== What you are asked to do ==
Report each line of the data that has "React" somewhere in it.

== == ==

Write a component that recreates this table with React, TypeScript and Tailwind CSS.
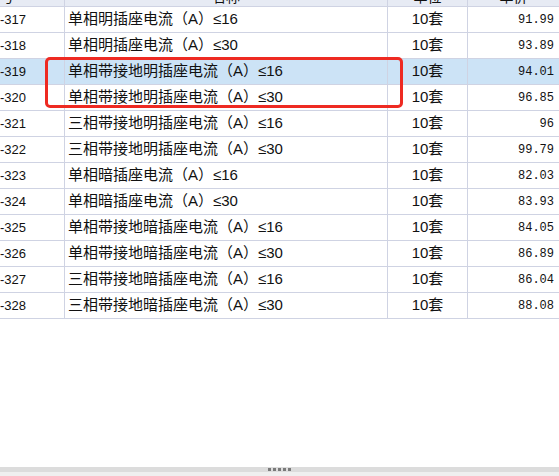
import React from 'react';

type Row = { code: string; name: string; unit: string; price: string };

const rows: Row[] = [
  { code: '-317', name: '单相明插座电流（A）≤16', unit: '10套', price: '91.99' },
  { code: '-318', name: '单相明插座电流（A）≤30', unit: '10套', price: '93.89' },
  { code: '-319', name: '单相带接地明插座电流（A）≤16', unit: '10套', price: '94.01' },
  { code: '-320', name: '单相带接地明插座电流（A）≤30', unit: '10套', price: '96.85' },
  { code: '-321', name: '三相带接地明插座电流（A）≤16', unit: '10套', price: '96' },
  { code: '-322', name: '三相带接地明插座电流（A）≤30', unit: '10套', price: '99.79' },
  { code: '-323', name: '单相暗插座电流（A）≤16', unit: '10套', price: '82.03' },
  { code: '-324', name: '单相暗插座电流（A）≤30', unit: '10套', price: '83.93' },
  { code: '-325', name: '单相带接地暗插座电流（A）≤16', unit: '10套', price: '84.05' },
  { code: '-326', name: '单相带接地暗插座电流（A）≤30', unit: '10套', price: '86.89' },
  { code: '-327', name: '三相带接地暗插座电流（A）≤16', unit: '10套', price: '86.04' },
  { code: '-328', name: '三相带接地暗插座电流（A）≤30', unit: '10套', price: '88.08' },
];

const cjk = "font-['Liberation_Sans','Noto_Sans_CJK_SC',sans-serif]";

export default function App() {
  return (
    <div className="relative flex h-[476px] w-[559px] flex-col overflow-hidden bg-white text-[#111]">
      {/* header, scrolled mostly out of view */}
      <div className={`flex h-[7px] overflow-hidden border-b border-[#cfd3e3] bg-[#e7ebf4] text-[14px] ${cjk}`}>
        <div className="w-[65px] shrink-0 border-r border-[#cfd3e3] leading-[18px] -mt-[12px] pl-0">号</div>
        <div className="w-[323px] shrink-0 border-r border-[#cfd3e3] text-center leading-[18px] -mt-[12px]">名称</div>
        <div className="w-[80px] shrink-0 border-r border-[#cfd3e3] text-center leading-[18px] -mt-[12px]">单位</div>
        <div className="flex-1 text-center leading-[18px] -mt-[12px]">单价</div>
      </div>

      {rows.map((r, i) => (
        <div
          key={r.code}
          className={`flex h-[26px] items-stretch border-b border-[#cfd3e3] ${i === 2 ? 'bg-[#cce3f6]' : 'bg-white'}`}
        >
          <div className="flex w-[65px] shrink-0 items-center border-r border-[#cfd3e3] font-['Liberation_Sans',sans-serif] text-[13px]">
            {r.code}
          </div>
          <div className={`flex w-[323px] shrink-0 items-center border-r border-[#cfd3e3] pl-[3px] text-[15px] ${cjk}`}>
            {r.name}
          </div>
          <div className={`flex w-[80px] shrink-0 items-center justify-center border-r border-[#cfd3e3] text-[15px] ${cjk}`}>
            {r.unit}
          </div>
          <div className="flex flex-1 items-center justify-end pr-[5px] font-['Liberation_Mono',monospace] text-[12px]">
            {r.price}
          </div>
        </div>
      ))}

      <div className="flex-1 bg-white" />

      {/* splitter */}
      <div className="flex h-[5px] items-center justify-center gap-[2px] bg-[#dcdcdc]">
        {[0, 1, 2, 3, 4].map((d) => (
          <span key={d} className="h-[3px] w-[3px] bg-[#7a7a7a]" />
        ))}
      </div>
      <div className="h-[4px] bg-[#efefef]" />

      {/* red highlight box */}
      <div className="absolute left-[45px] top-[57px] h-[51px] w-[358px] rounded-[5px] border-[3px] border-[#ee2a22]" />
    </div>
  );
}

== == ==

== Exercise output ==
Write a component that recreates this table with React, TypeScript and Tailwind CSS.
import React from 'react';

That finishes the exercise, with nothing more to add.